**Supplied material**
────────────────────────────────────────
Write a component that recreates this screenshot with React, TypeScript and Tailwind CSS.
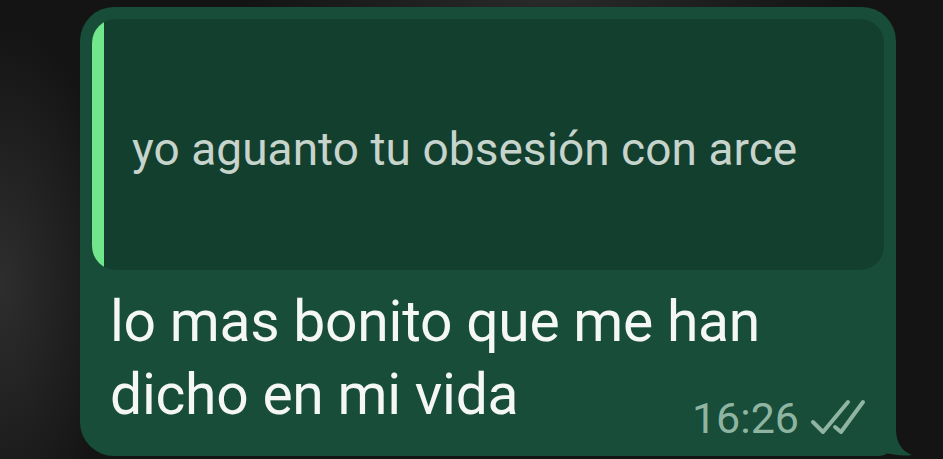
import React from "react";

export default function App() {
  return (
    <div
      className="relative w-[943px] h-[459px] overflow-hidden bg-[#141414] bg-[radial-gradient(ellipse_120px_260px_at_0%_62%,#2e2e2e_0%,#1c1c1c_70%,transparent_100%),radial-gradient(ellipse_300px_40px_at_58%_0%,#2a2a2a_0%,transparent_100%)]"
      style={{ fontFamily: "Roboto, 'Noto Sans', sans-serif" }}
    >
      <div className="pl-[80px] pt-[7px]">
        <div className="relative w-[816px] h-[449px] rounded-[34px] rounded-br-[18px] bg-[#184d39] p-[12px]">
          {/* quoted message */}
          <div className="flex h-[251px] rounded-[24px] bg-[#133f2f] overflow-hidden">
            <div className="w-[12px] shrink-0 bg-[#71e68b]" />
            <div className="pl-[28px] pt-[103px] text-[46px] leading-[54px] tracking-[0.05px] text-[#c6d4cb]">
              yo aguanto tu obsesión con arce
            </div>
          </div>
          {/* main message */}
          <div className="pl-[18px] pr-[18px] pt-[15px] text-[57px] leading-[73px] tracking-[-0.25px] text-[#f4f7f5]">
            <div>lo mas bonito que me han</div>
            <div className="flex items-end justify-between">
              <span>dicho en mi vida</span>
              <span className="flex items-end gap-[11px] mb-[-8px] text-[43px] leading-[42px] tracking-normal text-[#8fb5a2]">
                <span>16:26</span>
                <svg width="56" height="36" viewBox="0 0 56 36" className="mb-[4px]">
                  <path d="M3 23 L13 33 L38 3" fill="none" stroke="#8fb5a2" strokeWidth="4" strokeLinecap="round" strokeLinejoin="round" />
                  <path d="M25 28 L31 33 L53 3" fill="none" stroke="#8fb5a2" strokeWidth="4" strokeLinecap="round" strokeLinejoin="round" />
                </svg>
              </span>
            </div>
          </div>
          {/* tail */}
          <svg
            width="50"
            height="50"
            viewBox="0 0 50 50"
            className="absolute right-[-18px] bottom-[-1px]"
          >
            <path d="M32 0 L32 22 C32 36 38 44 48 48 C40 49.5 28 48 18 45 C12 46 6 48 0 48 L0 0 Z" fill="#184d39" />
          </svg>
        </div>
      </div>
    </div>
  );
}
────────────────────────────────────────
**To be done**
In your copy, leave out the pictures and reproduce the material above exactly.

**Solution to the problem**
Write a component that recreates this screenshot with React, TypeScript and Tailwind CSS.
import React from "react";

export default function App() {
  return (
    <div
      className="relative w-[943px] h-[459px] overflow-hidden bg-[#141414] bg-[radial-gradient(ellipse_120px_260px_at_0%_62%,#2e2e2e_0%,#1c1c1c_70%,transparent_100%),radial-gradient(ellipse_300px_40px_at_58%_0%,#2a2a2a_0%,transparent_100%)]"
      style={{ fontFamily: "Roboto, 'Noto Sans', sans-serif" }}
    >
      <div className="pl-[80px] pt-[7px]">
        <div className="relative w-[816px] h-[449px] rounded-[34px] rounded-br-[18px] bg-[#184d39] p-[12px]">
          {/* quoted message */}
          <div className="flex h-[251px] rounded-[24px] bg-[#133f2f] overflow-hidden">
            <div className="w-[12px] shrink-0 bg-[#71e68b]" />
            <div className="pl-[28px] pt-[103px] text-[46px] leading-[54px] tracking-[0.05px] text-[#c6d4cb]">
              yo aguanto tu obsesión con arce
            </div>
          </div>
          {/* main message */}
          <div className="pl-[18px] pr-[18px] pt-[15px] text-[57px] leading-[73px] tracking-[-0.25px] text-[#f4f7f5]">
            <div>lo mas bonito que me han</div>
            <div className="flex items-end justify-between">
              <span>dicho en mi vida</span>
              <span className="flex items-end gap-[11px] mb-[-8px] text-[43px] leading-[42px] tracking-normal text-[#8fb5a2]">
                <span>16:26</span>
                <svg width="56" height="36" viewBox="0 0 56 36" className="mb-[4px]">
                  <path d="M3 23 L13 33 L38 3" fill="none" stroke="#8fb5a2" strokeWidth="4" strokeLinecap="round" strokeLinejoin="round" />
                  <path d="M25 28 L31 33 L53 3" fill="none" stroke="#8fb5a2" strokeWidth="4" strokeLinecap="round" strokeLinejoin="round" />
                </svg>
              </span>
            </div>
          </div>
          {/* tail */}
          <svg
            width="50"
            height="50"
            viewBox="0 0 50 50"
            className="absolute right-[-18px] bottom-[-1px]"
          >
            <path d="M32 0 L32 22 C32 36 38 44 48 48 C40 49.5 28 48 18 45 C12 46 6 48 0 48 L0 0 Z" fill="#184d39" />
          </svg>
        </div>
      </div>
    </div>
  );
}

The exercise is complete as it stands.